DO NOT DO THIS TO YOURSELF.  Every word you write, every single one, is a success. It is one more word in one more story that no one else has ever told before and cannot be told exactly like you will tell it. It is one more something out of nothing. You are Bastion in The NeverEnding Story. With one word, you could save the world. So do what is in your heart -- give the character at the center of your story a name, and stop The Nothing from taking one more minute from the lives your characters will live through you.

You can write one word. I know it. And in my experience, one word often becomes one sentence, or one paragraph, or one page.  Sometimes writing that first word is all you need to start yourself writing.

Or maybe not. Maybe it's only one word. But that's okay. If you can only get one word on the page, make it a good one.  Or even a sucky one. Either way, write one.  Because that is one more word than you had yesterday.  And with enough of those, you will eventually have a completed work made entirely out of the crazy stuff in your brain. 

4. Do not compare yourself to other people.  

One of the writers I admire most in all of the current writing landscape is Victoria/V.E. Schwab. She has the most insane work ethic of anyone I know. Anyone. In any field. More than any workaholic lawyer I know, more than the CEO at my company, more than my insane overworked El Hubs, more than anyone. We're talking Steve Jobs levels of work ethic. As a result, she has not one but several books in totally different genres and series coming out each year. Basically her life -- from my perspective -- is so full of work that she must be like the Dowager Countess:

And she doesn't even have the decency to write crappy books, either. They're all amazing. Crazy amazing. So when I look at her, with her travel and her organized life and getting a Masters degree in Scotland while writing NYT Bestsellers, I don't get jealous. She's too nice and humble and so out-of-this-world awesome for me to be jealous. 

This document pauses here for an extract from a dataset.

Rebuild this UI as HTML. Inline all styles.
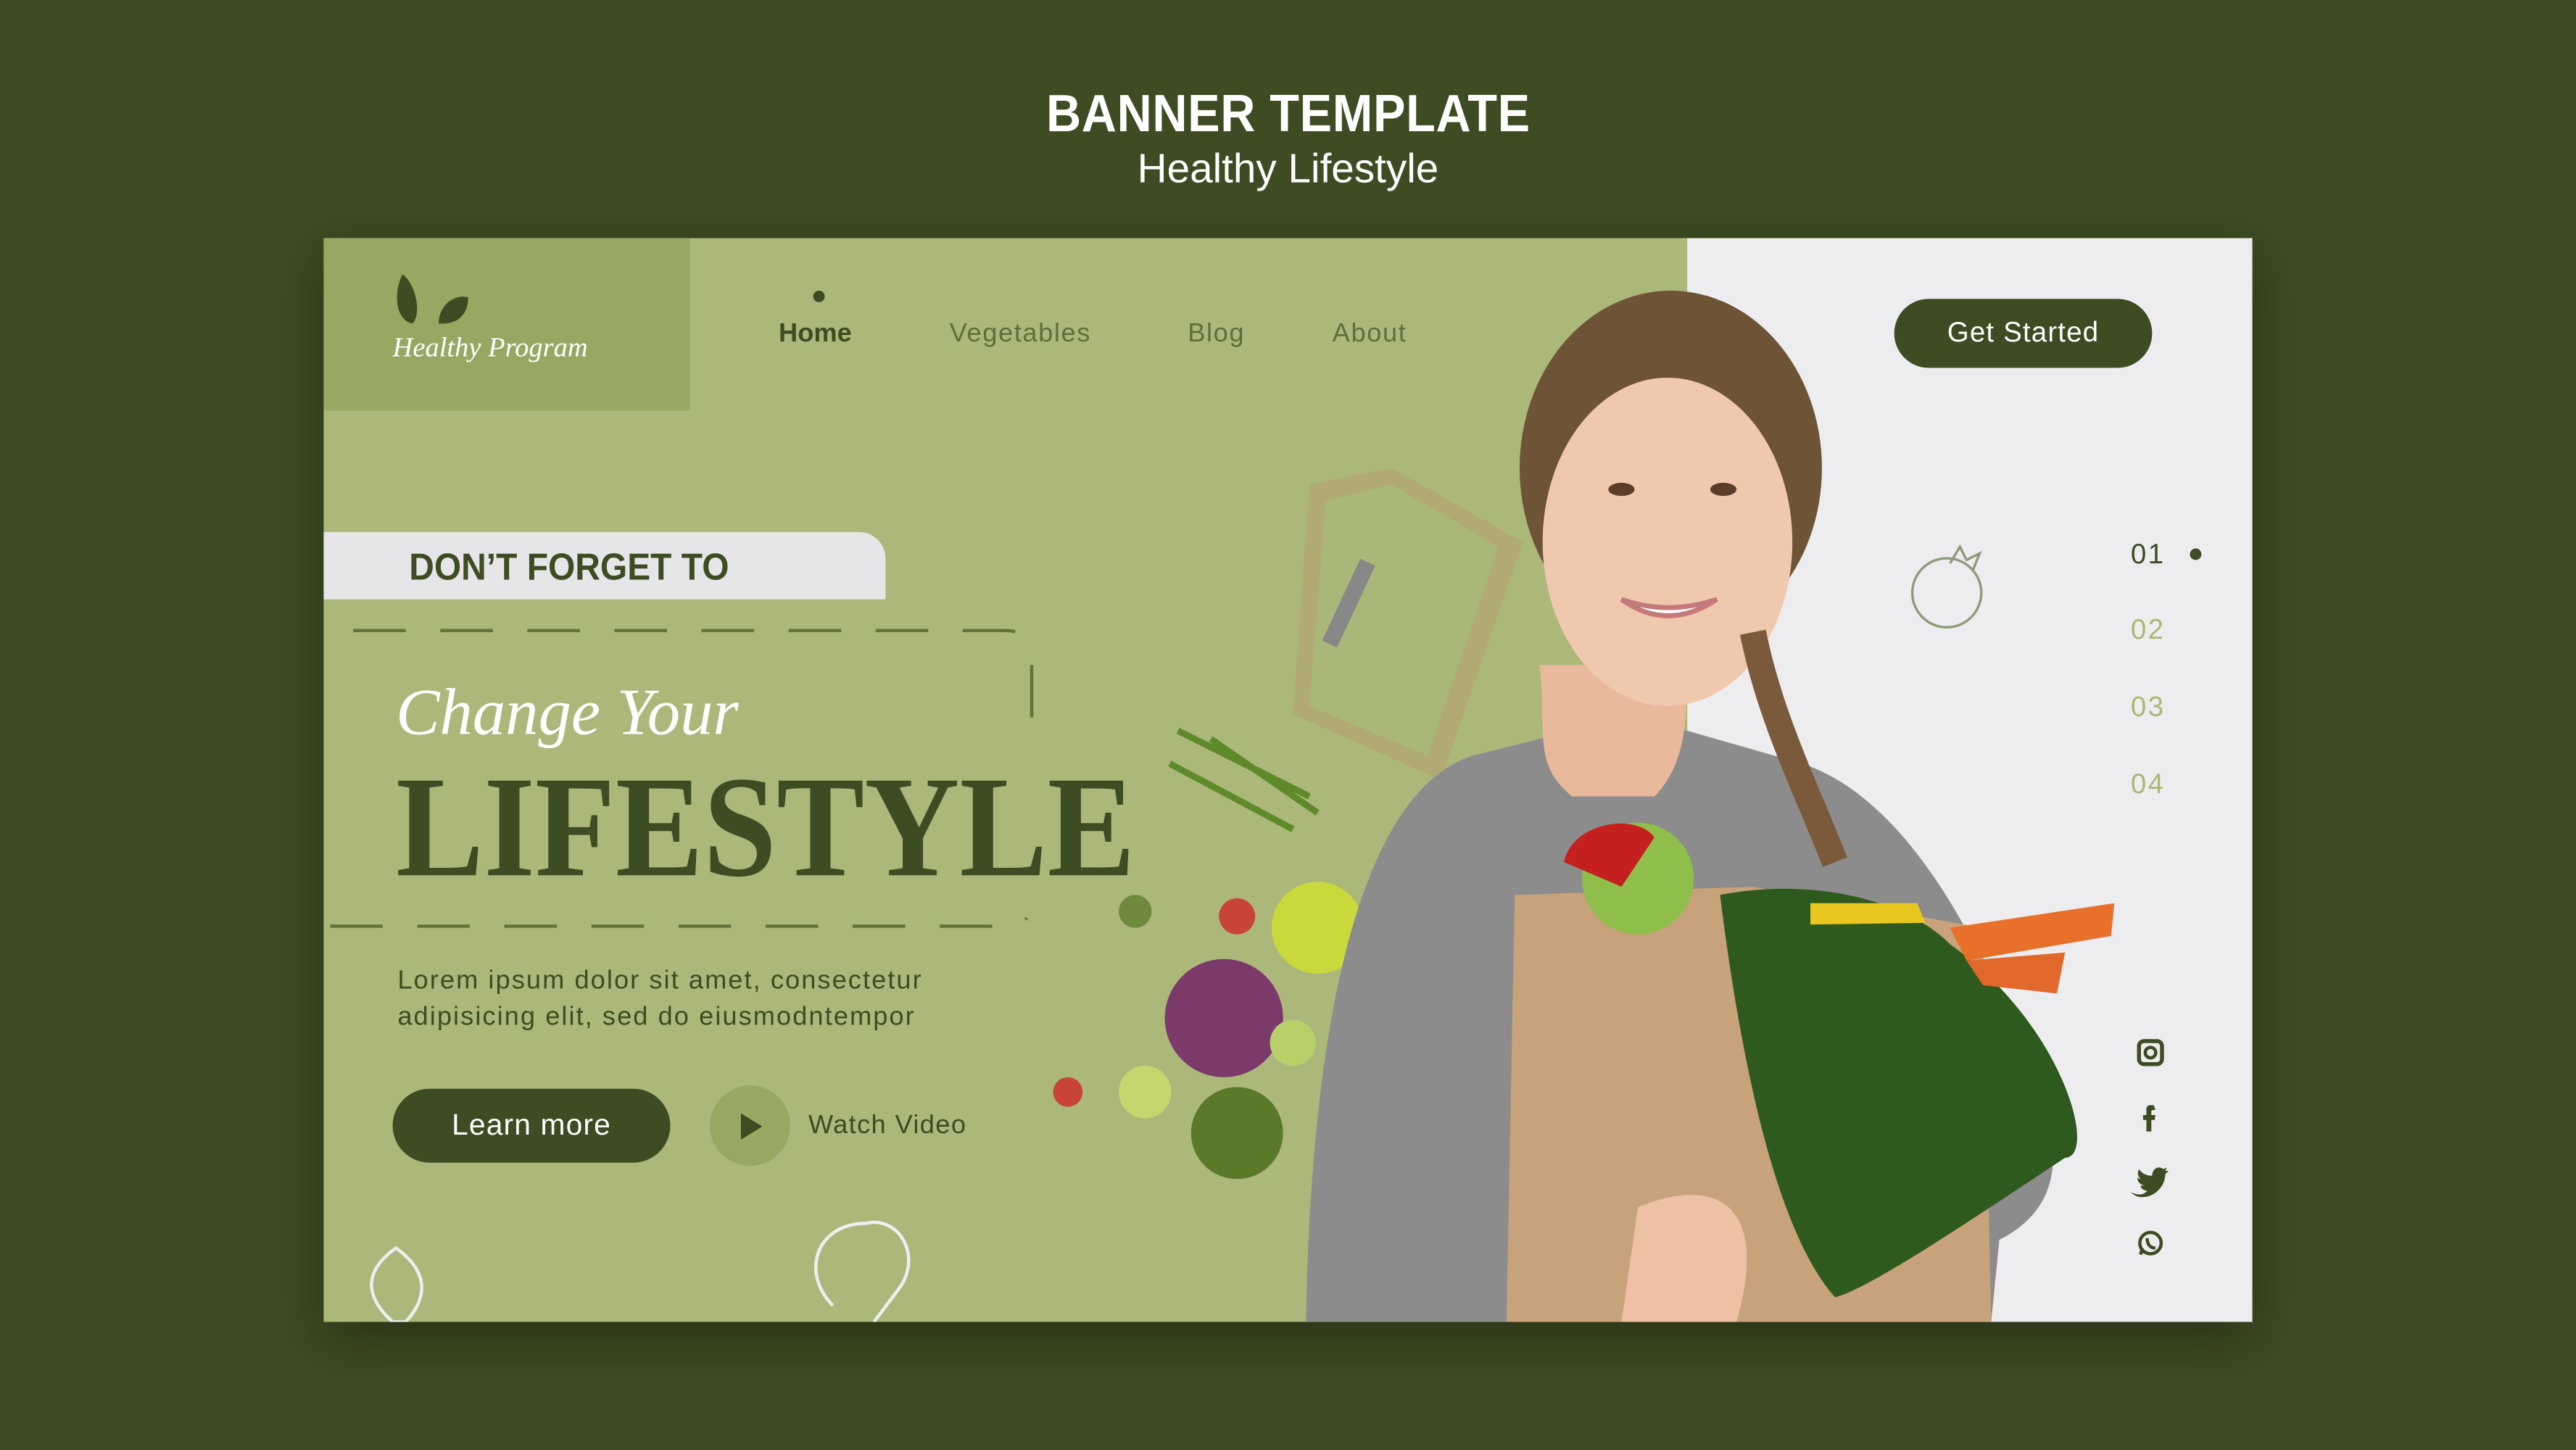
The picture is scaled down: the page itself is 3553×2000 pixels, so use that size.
<!DOCTYPE html>
<html><head><meta charset="utf-8"><style>
html,body{margin:0;padding:0;background:#3d4c22;width:3553px;height:2000px;overflow:hidden}
#s{position:absolute;left:0;top:0;width:1568px;height:883px;transform:scale(2.26594,2.26501);transform-origin:0 0;font-family:"Liberation Sans",sans-serif}
.a{position:absolute}
</style></head><body><div id="s">
<div class="a" style="left:0;top:51px;width:1568px;text-align:center;color:#fff;font-size:32px;font-weight:bold;letter-spacing:0.3px"><span style="display:inline-block;transform:scaleX(.92)">BANNER TEMPLATE</span></div>
<div class="a" style="left:0;top:89px;width:1568px;text-align:center;color:#fff;font-size:25px">Healthy Lifestyle</div>
<div class="a" style="left:197px;top:145px;width:1174px;height:660px;background:#abb87a;overflow:hidden;box-shadow:0 10px 30px rgba(0,0,0,.35)">
 <div class="a" style="left:830px;top:0;width:344px;height:660px;background:#ededf0"></div>
 <div class="a" style="left:0;top:0;width:223px;height:105px;background:#97a862"></div>
 <svg class="a" style="left:40px;top:20px" width="160" height="70"><path d="M8 2 C2 14 4 30 14 32 C20 26 16 8 8 2Z" fill="#3d4c22"/><path d="M48 16 C38 14 30 22 30 32 C42 33 48 26 48 16Z" fill="#3d4c22"/><text x="2" y="52" font-family="Liberation Serif,serif" font-style="italic" font-size="17" fill="#fff">Healthy Program</text></svg>
 <div class="a" style="left:298px;top:32px;width:7px;height:7px;border-radius:50%;background:#3d4c22"></div>
 <div class="a" style="left:277px;top:50px;font-size:16px;font-weight:bold;color:#3d4c22">Home</div>
 <div class="a" style="left:381px;top:50px;font-size:16px;color:#5f6e3a;letter-spacing:.7px">Vegetables</div>
 <div class="a" style="left:526px;top:50px;font-size:16px;color:#5f6e3a;letter-spacing:.7px">Blog</div>
 <div class="a" style="left:614px;top:50px;font-size:16px;color:#5f6e3a;letter-spacing:.7px">About</div>
 <div class="a" style="left:956px;top:37px;width:157px;height:42px;border-radius:21px;background:#3d4c22;color:#fff;font-size:17px;line-height:42px;text-align:center;letter-spacing:.5px">Get Started</div>
 <div class="a" style="left:0;top:179px;width:342px;height:41px;background:#e6e6e8;border-radius:0 16px 0 0"></div>
 <div class="a" style="left:52px;top:187px;font-size:23px;font-weight:bold;color:#3d4c22;transform:scaleX(.92);transform-origin:0 0">DON’T FORGET TO</div>
 <svg class="a" style="left:0;top:230px" width="440" height="200"><path d="M18 9 H415 Q428 9 430 18" stroke="#63733a" stroke-width="2" fill="none" stroke-dasharray="32 21"/><path d="M431 30 V62" stroke="#63733a" stroke-width="2"/><path d="M4 189 H413 Q424 189 428 184" stroke="#63733a" stroke-width="2" fill="none" stroke-dasharray="32 21"/></svg>
 <div class="a" style="left:44px;top:265px;font-family:'Liberation Serif',serif;font-style:italic;font-size:40px;color:#fff">Change Your</div>
 <svg class="a" style="left:42px;top:312px" width="460" height="80"><text x="2" y="76" textLength="450" lengthAdjust="spacingAndGlyphs" font-family="Liberation Serif,serif" font-weight="bold" font-size="88" fill="#3d4c22">LIFESTYLE</text></svg>
 <div class="a" style="left:45px;top:442px;font-size:16px;line-height:22px;color:#3d4c22;letter-spacing:.9px">Lorem ipsum dolor sit amet, consectetur<br>adipisicing elit, sed do eiusmodntempor</div>
 <div class="a" style="left:42px;top:518px;width:169px;height:45px;border-radius:23px;background:#3d4c22;color:#fff;font-size:18px;line-height:45px;text-align:center;letter-spacing:.5px">Learn more</div>
 <div class="a" style="left:235px;top:516px;width:49px;height:49px;border-radius:50%;background:#97a862"></div>
 <div class="a" style="left:254px;top:533px;width:0;height:0;border-left:13px solid #3d4c22;border-top:8px solid transparent;border-bottom:8px solid transparent"></div>
 <div class="a" style="left:295px;top:532px;font-size:16px;color:#3d4c22;letter-spacing:.6px">Watch Video</div>
 <svg class="a" style="left:0;top:0" width="1174" height="660">
  <path d="M600 150 L650 140 L730 185 L680 330 L590 290Z" fill="#b8a070" opacity=".6"/>
  <path d="M610 160 L650 150 L715 188 L672 315 L600 285Z" fill="#a9b879"/>
  <rect x="620" y="195" width="10" height="55" fill="#888" transform="rotate(25 625 220)"/>
  <path d="M520 300 L600 340 M540 305 L605 350 M515 320 L590 360" stroke="#5e8a2a" stroke-width="4"/>
  <circle cx="605" cy="420" r="28" fill="#c9d83a"/>
  <circle cx="548" cy="475" r="36" fill="#7b3a6a"/>
  <circle cx="556" cy="545" r="28" fill="#5a7a2a"/>
  <circle cx="500" cy="520" r="16" fill="#c6d66e"/>
  <circle cx="556" cy="413" r="11" fill="#c8443a"/>
  <circle cx="494" cy="410" r="10" fill="#6f8a3a"/>
  <circle cx="453" cy="520" r="9" fill="#c8443a"/>
  <circle cx="590" cy="490" r="14" fill="#b8d06a"/>
  <path d="M42 660 C20 640 30 625 44 615 C58 625 68 640 50 660Z" fill="none" stroke="#eee" stroke-width="2"/>
  <path d="M310 650 C290 630 300 600 330 600 C350 595 365 620 350 640 L335 660" fill="none" stroke="#eee" stroke-width="2"/>
  <path d="M598 660 C600 520 620 340 700 315 L760 300 L830 300 L900 320 C960 340 1010 420 1050 540 C1060 580 1040 600 1020 610 L1015 660Z" fill="#8c8c8c"/>
  <path d="M740 260 C745 300 735 320 760 340 L810 340 C830 320 830 290 830 260Z" fill="#e8b99a"/>
  <ellipse cx="820" cy="140" rx="92" ry="108" fill="#6e5436"/>
  <ellipse cx="818" cy="185" rx="76" ry="100" fill="#f0c8ad"/>
  <path d="M740 140 C745 70 790 50 820 50 C870 50 900 80 903 140 C880 90 850 80 820 82 C790 82 760 95 740 140Z" fill="#6e5436"/>
  <path d="M870 240 C880 290 900 330 920 380" stroke="#7a5a3a" stroke-width="16" fill="none"/>
  <path d="M790 220 Q818 240 848 220 Q818 230 790 220Z" fill="#fff" stroke="#c47a7a" stroke-width="3"/>
  <ellipse cx="790" cy="153" rx="8" ry="4" fill="#5a3e2a"/><ellipse cx="852" cy="153" rx="8" ry="4" fill="#5a3e2a"/>
  <path d="M725 400 L870 395 L1010 420 L1015 660 L720 660Z" fill="#c7a27a"/>
  <circle cx="800" cy="390" r="34" fill="#8fbf4a"/>
  <path d="M755 380 C760 355 800 350 810 365 L790 395Z" fill="#c42020"/>
  <path d="M850 400 C900 390 960 400 990 430 C1060 480 1080 560 1060 560 C1000 600 940 640 920 645 C880 600 860 480 850 400Z" fill="#2f5a1e"/>
  <path d="M990 420 L1090 405 L1088 425 L1000 440Z" fill="#e8702a"/>
  <path d="M1000 440 L1060 435 L1055 460 L1010 455Z" fill="#e0682a"/>
  <path d="M905 405 L970 405 L975 417 L905 418Z" fill="#e8c820"/>
  <path d="M800 590 C850 570 880 590 860 660 L790 660Z" fill="#eec0a4"/>
  <circle cx="988" cy="216" r="21" fill="none" stroke="#8f9b77" stroke-width="1.5"/>
  <path d="M990 198 L996 188 L1000 196 L1008 192 L1004 202" fill="none" stroke="#8f9b77" stroke-width="1.5"/>
 </svg>
 <div class="a" style="left:1100px;top:183px;font-size:17px;color:#3d4c22;letter-spacing:1px">01</div>
 <div class="a" style="left:1136px;top:189px;width:7px;height:7px;border-radius:50%;background:#3d4c22"></div>
 <div class="a" style="left:1100px;top:229px;font-size:17px;color:#a9b872;letter-spacing:1px">02</div>
 <div class="a" style="left:1100px;top:276px;font-size:17px;color:#a9b872;letter-spacing:1px">03</div>
 <div class="a" style="left:1100px;top:323px;font-size:17px;color:#a9b872;letter-spacing:1px">04</div>
 <svg class="a" style="left:1100px;top:485px" width="26" height="140">
  <rect x="5" y="4" width="14" height="14" rx="3" fill="none" stroke="#3d4c22" stroke-width="2.4"/><circle cx="12" cy="11" r="3.2" fill="none" stroke="#3d4c22" stroke-width="2"/>
  <path d="M14 43 H12 C10 43 9.5 44 9.5 46 V49 H7.5 V52 H9.5 V59 H12.5 V52 H14.5 L15 49 H12.5 V47 C12.5 46.3 12.8 46 13.5 46 H15Z" fill="#3d4c22"/>
  <path d="M0 96 C4 98 8 98 10 95 C7 95 6 93 6 92 C7 92 8 92 8 92 C5 91 4 89 4 87 C5 88 6 88 6 88 C4 86 4 84 5 82 C7 85 10 86 13 86 C13 83 15 81 17 81 C19 81 20 82 20 82 L22 81 L21 83 L23 83 L21 85 C21 92 15 99 7 99 C4 99 2 98 0 96Z" fill="#3d4c22"/>
  <circle cx="12" cy="127" r="6.5" fill="none" stroke="#3d4c22" stroke-width="2"/><path d="M6 134 L7 130" stroke="#3d4c22" stroke-width="2"/><path d="M10 124 C10 128 12 130 15 130" stroke="#3d4c22" stroke-width="2" fill="none"/>
 </svg>
</div>
</div></body></html>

Instead I think, "You will never be her, so like, don't even bother." And you know what that makes me? MY OWN WORSE ENEMY. Victoria is awesome, but her awesome doesn't make my awesome less...awesome. (That there is some powerful writing. See how good I am at this?) 

You can't be other people. You can only be you. And you are always, every day, being the best you that you can manage at any given moment. So accept that, and love yourself for it. Don't compare yourself to other people. Focus on yourself and the work because in the end, none of that comparing will get you anything but sadness and pain. Also, it will absolutely not get you a finished book.

5. Just try. So my most important piece of advice--no matter what else you take away from this post--is this, and I cannot emphasize it enough:

justry

Everything you do in life is a risk, and anything that takes as much heart and soul and spirit as writing something and then letting other people read and judge it is super scary.  There is no way around it. It feels like giving up a part of yourself to a world that, let's face it, can be really mean and cold and indifferent to its impact on you. But letting fear limit your life is about the saddest thing you can do.  Don't worry about whether you will publish or whether your work will sell or even whether anyone will ever read your work other than you, out loud, to your dog. You can decide all that later.  For now...WRITE.

Now if you'll excuse me, I have a draft waiting for my one word for today.